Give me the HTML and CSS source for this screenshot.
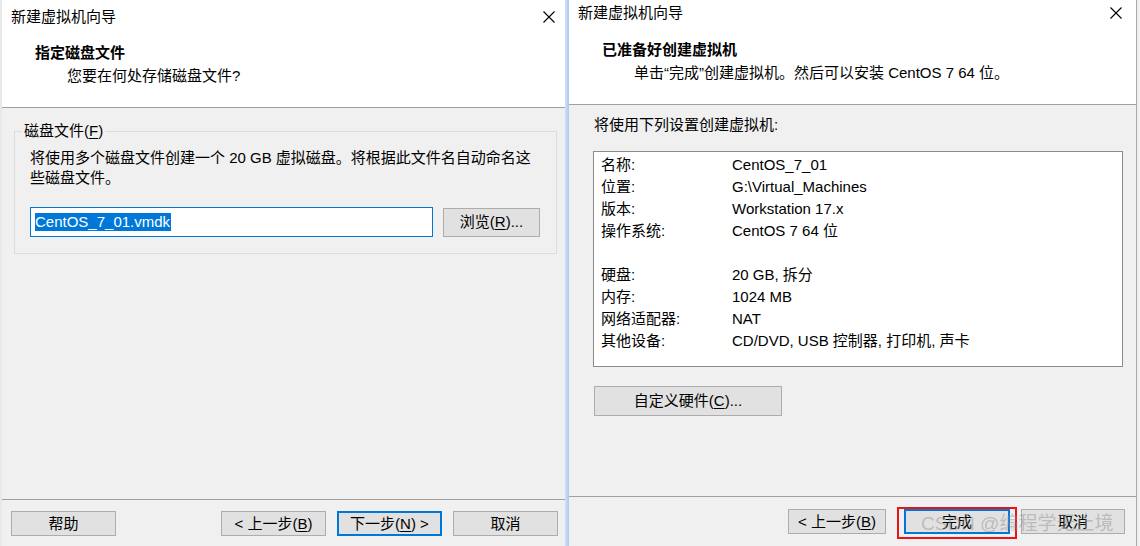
FILE: index.html
```html
<html>
    <head>
        <meta charset="utf-8">
        <link rel="stylesheet" href="styles.css">
    </head>
    <body>
        <div class="strip"></div>

        <div class="dialog left">
            <div class="titlebar">
                <span>新建虚拟机向导</span>
                <svg class="close" width="12" height="12" viewBox="0 0 12 12"><path d="M0.5 0.5 L11.5 11.5 M11.5 0.5 L0.5 11.5" stroke="#000" stroke-width="1.1" fill="none"/></svg>
            </div>
            <div class="header">
                <div class="heading">指定磁盘文件</div>
                <div class="subtitle">您要在何处存储磁盘文件?</div>
            </div>
            <div class="body">
                <fieldset class="group">
                    <legend>磁盘文件(<u>F</u>)</legend>
                    <p>将使用多个磁盘文件创建一个 20 GB 虚拟磁盘。将根据此文件名自动命名这<br>些磁盘文件。</p>
                    <div class="file-row">
                        <div class="textbox"><span class="selected">CentOS_7_01.vmdk</span></div>
                        <div class="btn browse">浏览(<u>R</u>)...</div>
                    </div>
                </fieldset>
            </div>
            <div class="footer">
                <div class="btn">帮助</div>
                <div class="spacer"></div>
                <div class="btn">&lt; 上一步(<u>B</u>)</div>
                <div class="btn default">下一步(<u>N</u>) &gt;</div>
                <div class="btn">取消</div>
            </div>
        </div>

        <div class="shadow"></div>

        <div class="dialog right">
            <div class="titlebar">
                <span>新建虚拟机向导</span>
                <svg class="close" width="12" height="12" viewBox="0 0 12 12"><path d="M0.5 0.5 L11.5 11.5 M11.5 0.5 L0.5 11.5" stroke="#000" stroke-width="1.1" fill="none"/></svg>
            </div>
            <div class="header">
                <div class="heading">已准备好创建虚拟机</div>
                <div class="subtitle">单击“完成”创建虚拟机。然后可以安装 CentOS 7 64 位。</div>
            </div>
            <div class="body">
                <div class="intro">将使用下列设置创建虚拟机:</div>
                <div class="summary">
                    <div class="row"><span>名称:</span><span>CentOS_7_01</span></div>
                    <div class="row"><span>位置:</span><span>G:\Virtual_Machines</span></div>
                    <div class="row"><span>版本:</span><span>Workstation 17.x</span></div>
                    <div class="row"><span>操作系统:</span><span>CentOS 7 64 位</span></div>
                    <div class="row"><span></span><span></span></div>
                    <div class="row"><span>硬盘:</span><span>20 GB, 拆分</span></div>
                    <div class="row"><span>内存:</span><span>1024 MB</span></div>
                    <div class="row"><span>网络适配器:</span><span>NAT</span></div>
                    <div class="row"><span>其他设备:</span><span>CD/DVD, USB 控制器, 打印机, 声卡</span></div>
                </div>
                <div class="btn customize">自定义硬件(<u>C</u>)...</div>
            </div>
            <div class="footer">
                <div class="spacer"></div>
                <div class="btn back">&lt; 上一步(<u>B</u>)</div>
                <div class="btn default finish">完成</div>
                <div class="btn cancel">取消</div>
            </div>
        </div>

        <div class="edge"></div>

        <div class="mark"></div>
        <div class="watermark">CSDN @编程学无止境</div>
    </body>
</html>
```

FILE: styles.css
```css
html, body {
    margin: 0;
    padding: 0;
}
body {
    width: 1140px;
    height: 546px;
    overflow: hidden;
    display: flex;
    background: #f0f0f0;
    font-family: "Liberation Sans", "Noto Sans CJK SC", sans-serif;
    font-size: 15px;
    color: #000;
    position: relative;
}
u {
    text-decoration: underline;
    text-underline-offset: 2px;
}
.strip {
    width: 2px;
    background: #e8e8e8;
}
.shadow {
    width: 4px;
    background: linear-gradient(to right, #cfe0f7, #a9c8f2);
}
.edge {
    width: 3px;
    border-left: 1px solid #a8a8a8;
    background: #f0f0f0;
}
.dialog {
    display: flex;
    flex-direction: column;
    height: 546px;
    background: #f0f0f0;
}
.dialog.left {
    width: 563px;
}
.dialog.right {
    width: 567px;
}

/* title + header (white) */
.titlebar {
    display: flex;
    justify-content: space-between;
    align-items: center;
    height: 26px;
    padding: 0 14px 0 9px;
    background: #fff;
    line-height: 20px;
}
.left .titlebar {
    height: 34px;
    padding-right: 10px;
}
.close {
    display: block;
}
.header {
    background: #fff;
    padding: 13px 0 20px;
    border-bottom: 1px solid #a0a0a0;
    line-height: 22px;
}
.left .header {
    padding-top: 8px;
}
.heading {
    font-weight: bold;
    padding-left: 33px;
    margin-bottom: 1px;
}
.subtitle {
    padding-left: 65px;
}

/* buttons */
.btn {
    box-sizing: border-box;
    height: 25px;
    width: 105px;
    border: 1px solid #adadad;
    background: #e1e1e1;
    display: flex;
    align-items: center;
    justify-content: center;
    line-height: 20px;
}
.btn.default {
    border: 2px solid #0078d7;
}

/* left body */
.body {
    line-height: 20px;
}
.group {
    margin: 12px 0 0 12px;
    width: 543px;
    box-sizing: border-box;
    border: 1px solid #dcdcdc;
    padding: 0 15px 16px;
}
.group legend {
    padding: 0 2px;
    margin-left: -8px;
    line-height: 22px;
}
.group p {
    margin: 6px 0 0;
}
.file-row {
    display: flex;
    align-items: center;
    gap: 10px;
    margin-top: 19px;
}
.textbox {
    box-sizing: border-box;
    width: 403px;
    height: 30px;
    border: 1px solid #0078d7;
    background: #fff;
    display: flex;
    align-items: center;
    padding-left: 4px;
}
.selected {
    background: #0078d7;
    color: #fff;
    line-height: 18px;
    padding-right: 1px;
}
.btn.browse {
    width: 97px;
    height: 29px;
}

/* footer */
.footer {
    margin-top: auto;
    border-top: 1px solid #a0a0a0;
    display: flex;
    gap: 11px;
    padding: 11px 7px 10px 9px;
}
.spacer {
    flex: 1;
}
.right .footer {
    padding: 12px 11px 12px 0;
    gap: 0;
}
.btn.back {
    width: 98px;
}
.btn.finish {
    width: 106px;
    margin-left: 18px;
}
.btn.cancel {
    width: 104px;
    margin-left: 11px;
}

/* right body */
.intro {
    padding: 10px 0 0 25px;
}
.summary {
    margin: 16px 0 0 24px;
    width: 530px;
    height: 216px;
    box-sizing: border-box;
    border: 1px solid #8c8c8c;
    background: #fff;
    padding: 2px 7px;
}
.row {
    display: flex;
    height: 22px;
    line-height: 22px;
}
.row span:first-child {
    width: 131px;
}
.btn.customize {
    width: 188px;
    height: 30px;
    margin: 19px 0 0 25px;
}

/* annotation overlays */
.mark {
    position: absolute;
    left: 897px;
    top: 507px;
    width: 116px;
    height: 28px;
    border: 2px solid #e8141a;
}
.watermark {
    position: absolute;
    left: 921px;
    top: 511px;
    font-size: 19px;
    line-height: 26px;
    color: rgba(140, 140, 140, 0.45);
    white-space: nowrap;
    font-family: "Liberation Sans", "Noto Sans CJK SC", sans-serif;
}
```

|---|

● Task requirements:
Transcribe the full listing above exactly as it stands, minus the pictures.

● Answer to the problem:
Give me the HTML and CSS source for this screenshot.
FILE: index.html
```html
<html>
    <head>
        <meta charset="utf-8">
        <link rel="stylesheet" href="styles.css">
    </head>
    <body>
        <div class="strip"></div>

        <div class="dialog left">
            <div class="titlebar">
                <span>新建虚拟机向导</span>
                <svg class="close" width="12" height="12" viewBox="0 0 12 12"><path d="M0.5 0.5 L11.5 11.5 M11.5 0.5 L0.5 11.5" stroke="#000" stroke-width="1.1" fill="none"/></svg>
            </div>
            <div class="header">
                <div class="heading">指定磁盘文件</div>
                <div class="subtitle">您要在何处存储磁盘文件?</div>
            </div>
            <div class="body">
                <fieldset class="group">
                    <legend>磁盘文件(<u>F</u>)</legend>
                    <p>将使用多个磁盘文件创建一个 20 GB 虚拟磁盘。将根据此文件名自动命名这<br>些磁盘文件。</p>
                    <div class="file-row">
                        <div class="textbox"><span class="selected">CentOS_7_01.vmdk</span></div>
                        <div class="btn browse">浏览(<u>R</u>)...</div>
                    </div>
                </fieldset>
            </div>
            <div class="footer">
                <div class="btn">帮助</div>
                <div class="spacer"></div>
                <div class="btn">&lt; 上一步(<u>B</u>)</div>
                <div class="btn default">下一步(<u>N</u>) &gt;</div>
                <div class="btn">取消</div>
            </div>
        </div>

        <div class="shadow"></div>

        <div class="dialog right">
            <div class="titlebar">
                <span>新建虚拟机向导</span>
                <svg class="close" width="12" height="12" viewBox="0 0 12 12"><path d="M0.5 0.5 L11.5 11.5 M11.5 0.5 L0.5 11.5" stroke="#000" stroke-width="1.1" fill="none"/></svg>
            </div>
            <div class="header">
                <div class="heading">已准备好创建虚拟机</div>
                <div class="subtitle">单击“完成”创建虚拟机。然后可以安装 CentOS 7 64 位。</div>
            </div>
            <div class="body">
                <div class="intro">将使用下列设置创建虚拟机:</div>
                <div class="summary">
                    <div class="row"><span>名称:</span><span>CentOS_7_01</span></div>
                    <div class="row"><span>位置:</span><span>G:\Virtual_Machines</span></div>
                    <div class="row"><span>版本:</span><span>Workstation 17.x</span></div>
                    <div class="row"><span>操作系统:</span><span>CentOS 7 64 位</span></div>
                    <div class="row"><span></span><span></span></div>
                    <div class="row"><span>硬盘:</span><span>20 GB, 拆分</span></div>
                    <div class="row"><span>内存:</span><span>1024 MB</span></div>
                    <div class="row"><span>网络适配器:</span><span>NAT</span></div>
                    <div class="row"><span>其他设备:</span><span>CD/DVD, USB 控制器, 打印机, 声卡</span></div>
                </div>
                <div class="btn customize">自定义硬件(<u>C</u>)...</div>
            </div>
            <div class="footer">
                <div class="spacer"></div>
                <div class="btn back">&lt; 上一步(<u>B</u>)</div>
                <div class="btn default finish">完成</div>
                <div class="btn cancel">取消</div>
            </div>
        </div>

        <div class="edge"></div>

        <div class="mark"></div>
        <div class="watermark">CSDN @编程学无止境</div>
    </body>
</html>
```

FILE: styles.css
```css
html, body {
    margin: 0;
    padding: 0;
}
body {
    width: 1140px;
    height: 546px;
    overflow: hidden;
    display: flex;
    background: #f0f0f0;
    font-family: "Liberation Sans", "Noto Sans CJK SC", sans-serif;
    font-size: 15px;
    color: #000;
    position: relative;
}
u {
    text-decoration: underline;
    text-underline-offset: 2px;
}
.strip {
    width: 2px;
    background: #e8e8e8;
}
.shadow {
    width: 4px;
    background: linear-gradient(to right, #cfe0f7, #a9c8f2);
}
.edge {
    width: 3px;
    border-left: 1px solid #a8a8a8;
    background: #f0f0f0;
}
.dialog {
    display: flex;
    flex-direction: column;
    height: 546px;
    background: #f0f0f0;
}
.dialog.left {
    width: 563px;
}
.dialog.right {
    width: 567px;
}

/* title + header (white) */
.titlebar {
    display: flex;
    justify-content: space-between;
    align-items: center;
    height: 26px;
    padding: 0 14px 0 9px;
    background: #fff;
    line-height: 20px;
}
.left .titlebar {
    height: 34px;
    padding-right: 10px;
}
.close {
    display: block;
}
.header {
    background: #fff;
    padding: 13px 0 20px;
    border-bottom: 1px solid #a0a0a0;
    line-height: 22px;
}
.left .header {
    padding-top: 8px;
}
.heading {
    font-weight: bold;
    padding-left: 33px;
    margin-bottom: 1px;
}
.subtitle {
    padding-left: 65px;
}

/* buttons */
.btn {
    box-sizing: border-box;
    height: 25px;
    width: 105px;
    border: 1px solid #adadad;
    background: #e1e1e1;
    display: flex;
    align-items: center;
    justify-content: center;
    line-height: 20px;
}
.btn.default {
    border: 2px solid #0078d7;
}

/* left body */
.body {
    line-height: 20px;
}
.group {
    margin: 12px 0 0 12px;
    width: 543px;
    box-sizing: border-box;
    border: 1px solid #dcdcdc;
    padding: 0 15px 16px;
}
.group legend {
    padding: 0 2px;
    margin-left: -8px;
    line-height: 22px;
}
.group p {
    margin: 6px 0 0;
}
.file-row {
    display: flex;
    align-items: center;
    gap: 10px;
    margin-top: 19px;
}
.textbox {
    box-sizing: border-box;
    width: 403px;
    height: 30px;
    border: 1px solid #0078d7;
    background: #fff;
    display: flex;
    align-items: center;
    padding-left: 4px;
}
.selected {
    background: #0078d7;
    color: #fff;
    line-height: 18px;
    padding-right: 1px;
}
.btn.browse {
    width: 97px;
    height: 29px;
}

/* footer */
.footer {
    margin-top: auto;
    border-top: 1px solid #a0a0a0;
    display: flex;
    gap: 11px;
    padding: 11px 7px 10px 9px;
}
.spacer {
    flex: 1;
}
.right .footer {
    padding: 12px 11px 12px 0;
    gap: 0;
}
.btn.back {
    width: 98px;
}
.btn.finish {
    width: 106px;
    margin-left: 18px;
}
.btn.cancel {
    width: 104px;
    margin-left: 11px;
}

/* right body */
.intro {
    padding: 10px 0 0 25px;
}
.summary {
    margin: 16px 0 0 24px;
    width: 530px;
    height: 216px;
    box-sizing: border-box;
    border: 1px solid #8c8c8c;
    background: #fff;
    padding: 2px 7px;
}
.row {
    display: flex;
    height: 22px;
    line-height: 22px;
}
.row span:first-child {
    width: 131px;
}
.btn.customize {
    width: 188px;
    height: 30px;
    margin: 19px 0 0 25px;
}

/* annotation overlays */
.mark {
    position: absolute;
    left: 897px;
    top: 507px;
    width: 116px;
    height: 28px;
    border: 2px solid #e8141a;
}
.watermark {
    position: absolute;
    left: 921px;
    top: 511px;
    font-size: 19px;
    line-height: 26px;
    color: rgba(140, 140, 140, 0.45);
    white-space: nowrap;
    font-family: "Liberation Sans", "Noto Sans CJK SC", sans-serif;
}
```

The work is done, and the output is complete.